I'm confused why the RemoveProviderHost Mojo connection error callback is called upon EmbeddedWorkerInstance destruction after the browser-side provider host creation patch, but not before the patch.
It's called synchronously in EmbeddedWorkerInstance's destructor, so it's not about the renderer process dying and triggering the callback.
My mental model was that the SWProviderHost's |binding_| is tied to the renderer, so when the renderer disconnects it, the error callback is called. But according to this crash, the browser side is calling the callback right when EWInstance gets destroyed.
#1 0x7fbefa2c5c47 content::(anonymous namespace)::RemoveProviderHost()
#2 0x7fbefa2b9604 _ZN4base8internal7InvokerINS0_9BindStateIPFvNS_7WeakPtrIN7content24ServiceWorkerInternalsUIEEEiNS4_23ServiceWorkerStatusCodeEEJS6_iS7_EEEFvvEE3RunEPNS0_13BindStateBaseE
#3 0x7fbefbcce4ed mojo::InterfaceEndpointClient::NotifyError()
#4 0x7fbefbcd783f mojo::internal::MultiplexRouter::ProcessNotifyErrorTask()
#5 0x7fbefbcd4f5f mojo::internal::MultiplexRouter::ProcessTasks()
#6 0x7fbefbcd377e mojo::internal::MultiplexRouter::OnPipeConnectionError()
#7 0x7fbefbcd602b mojo::internal::MultiplexRouter::CloseMessagePipe()
#8 0x7fbefbccfa1b mojo::internal::InterfacePtrStateBase::~InterfacePtrStateBase()
#9 0x7fbefa264a35 content::EmbeddedWorkerInstance::~EmbeddedWorkerInstance()
#10 0x7fbefa264ad9 content::EmbeddedWorkerInstance::~EmbeddedWorkerInstance()

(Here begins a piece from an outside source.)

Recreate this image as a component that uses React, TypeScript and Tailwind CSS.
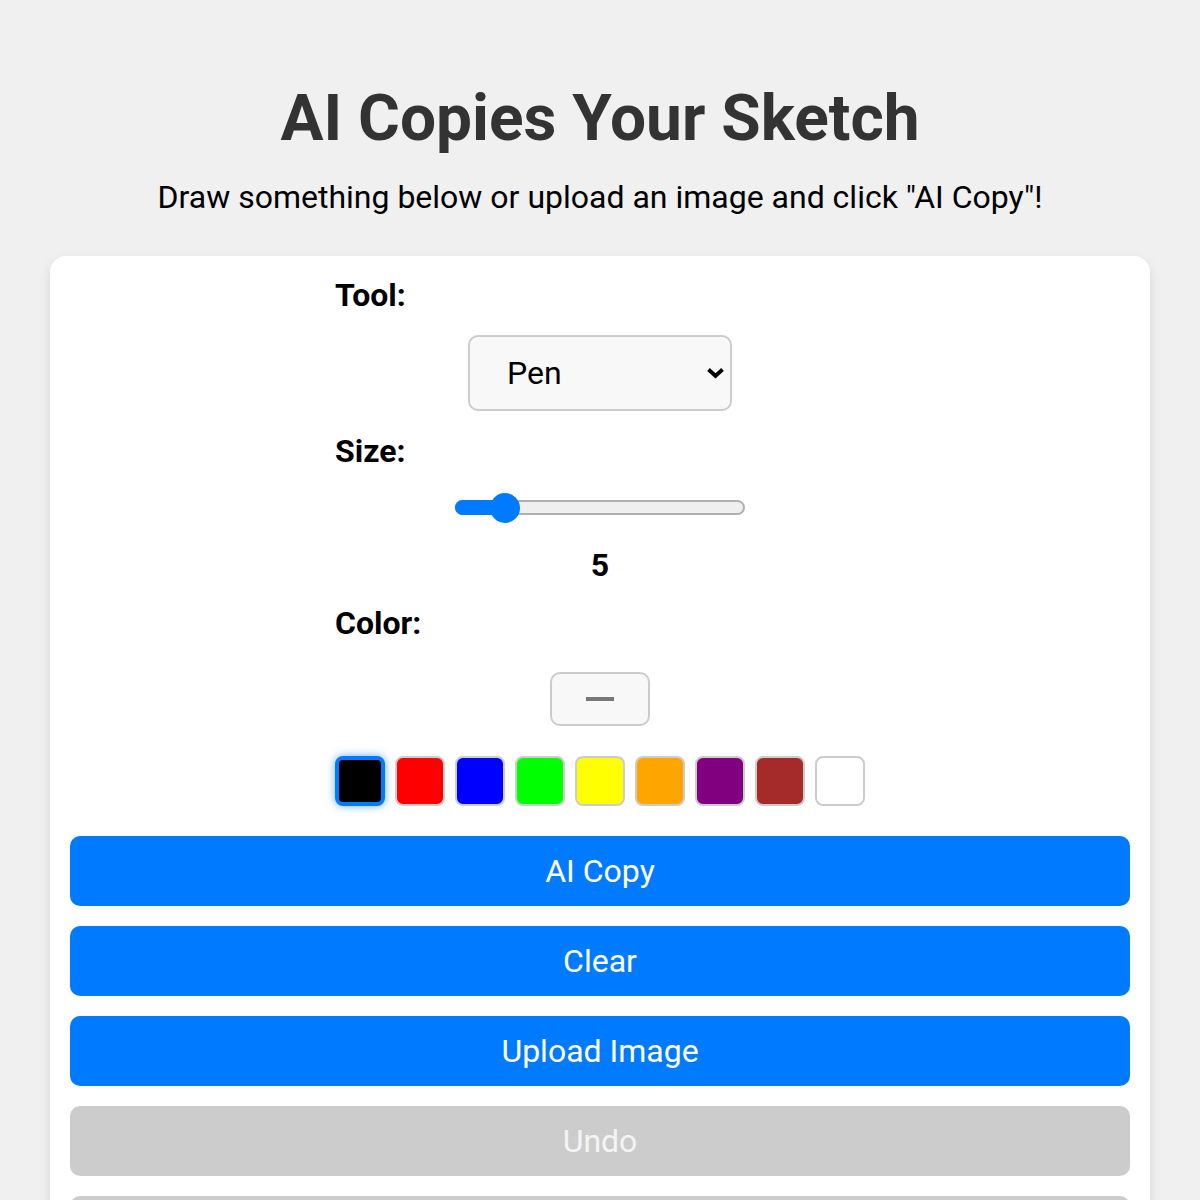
import { useState } from "react";

const colors = ["#000000", "#ff0000", "#0000ff", "#00ff00", "#ffff00", "#ffa500", "#800080", "#a52a2a", "#ffffff"];

const App = () => {
  const [tool, setTool] = useState("pen");
  const [size] = useState(5);
  const [color, setColor] = useState("#000000");

  // thumb position on a 1..30 range, track is 290 wide, thumb 30
  const thumbLeft = ((size - 1) / 29) * 260;

  return (
    <div className="min-h-screen bg-[#f0f0f0] font-['Roboto',sans-serif] flex flex-col items-center pt-[81px]">
      <h1 className="text-[64px] leading-[76px] font-bold text-[#333]">AI Copies Your Sketch</h1>
      <p className="mt-[21px] text-[32px] leading-[38px] text-black">
        Draw something below or upload an image and click "AI Copy"!
      </p>

      <div className="mt-[40px] w-[1100px] bg-white rounded-[16px] shadow-[0_4px_12px_rgba(0,0,0,0.1)] p-5">
        <div className="w-[530px] mx-auto flex flex-col">
          <label className="text-[32px] leading-[38px] font-bold text-black">Tool:</label>
          <div className="mt-[21px] flex justify-center">
            <div className="relative w-[264px] h-[76px]">
              <select
                value={tool}
                onChange={(e) => setTool(e.target.value)}
                className="appearance-none w-full h-full pl-[37px] pr-10 text-[32px] text-black bg-[#f8f8f8] border-2 border-[#ccc] rounded-[10px] outline-none"
              >
                <option value="pen">Pen</option>
                <option value="eraser">Eraser</option>
              </select>
              <svg
                className="absolute right-[7px] top-1/2 -translate-y-1/2 pointer-events-none"
                width="19"
                height="12"
                viewBox="0 0 19 12"
              >
                <path d="M2.5 2.5 L9.5 9 L16.5 2.5" fill="none" stroke="black" strokeWidth="3.8" />
              </svg>
            </div>
          </div>

          <label className="mt-[21px] text-[32px] leading-[38px] font-bold text-black">Size:</label>
          <div className="mt-[22px] flex justify-center">
            <div className="relative w-[290px] h-[32px]">
              <div className="absolute left-0 right-0 top-[8px] h-[15px] rounded-full bg-[#efefef] border-2 border-[#b0b0b0]" />
              <div
                className="absolute left-0 top-[8px] h-[15px] rounded-full bg-[#007bff]"
                style={{ width: thumbLeft + 15 }}
              />
              <div
                className="absolute top-[1px] w-[30px] h-[30px] rounded-full bg-[#007bff]"
                style={{ left: thumbLeft - 1 }}
              />
            </div>
          </div>
          <div className="mt-[22px] text-center text-[32px] leading-[38px] font-bold text-black">{size}</div>

          <label className="mt-[20px] text-[32px] leading-[38px] font-bold text-black">Color:</label>
          <div className="mt-[30px] flex justify-center">
            <div className="w-[100px] h-[54px] bg-[#f8f8f8] border-2 border-[#ccc] rounded-[10px] flex items-center justify-center">
              <div className="w-[28px] h-[4px] bg-[#777]" />
            </div>
          </div>

          <div className="mt-[30px] flex gap-[10px]">
            {colors.map((c) => (
              <button
                key={c}
                onClick={() => setColor(c)}
                className={
                  color === c
                    ? "w-[50px] h-[50px] rounded-[8px] border-[4px] border-[#007bff] shadow-[0_0_8px_rgba(0,123,255,0.6)]"
                    : "w-[50px] h-[50px] rounded-[8px] border-2 border-[#ccc]"
                }
                style={{ backgroundColor: c }}
              />
            ))}
          </div>
        </div>

        <div className="mt-[30px] flex flex-col gap-5">
          <button className="h-[70px] rounded-[10px] bg-[#007bff] text-white text-[32px]">AI Copy</button>
          <button className="h-[70px] rounded-[10px] bg-[#007bff] text-white text-[32px]">Clear</button>
          <button className="h-[70px] rounded-[10px] bg-[#007bff] text-white text-[32px]">Upload Image</button>
          <button disabled className="h-[70px] rounded-[10px] bg-[#ccc] text-[#f4f4f4] text-[32px]">Undo</button>
          <button disabled className="h-[70px] rounded-[10px] bg-[#ccc] text-[#f4f4f4] text-[32px]">Redo</button>
        </div>
      </div>
    </div>
  );
};

export default App;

I guess somehow when EWInstance did this:
client_->StartWorker(*params, std::move(pending_dispatcher_request_),
std::move(pending_installed_scripts_info_),
std::move(host_ptr_info),
std::move(provider_info));
The |provider_info| starts "living" in |client_|, so when |client_| gets destroyed it triggers the callback?
Ah yep that was it! Manually resetting client_ causes the callback to be called.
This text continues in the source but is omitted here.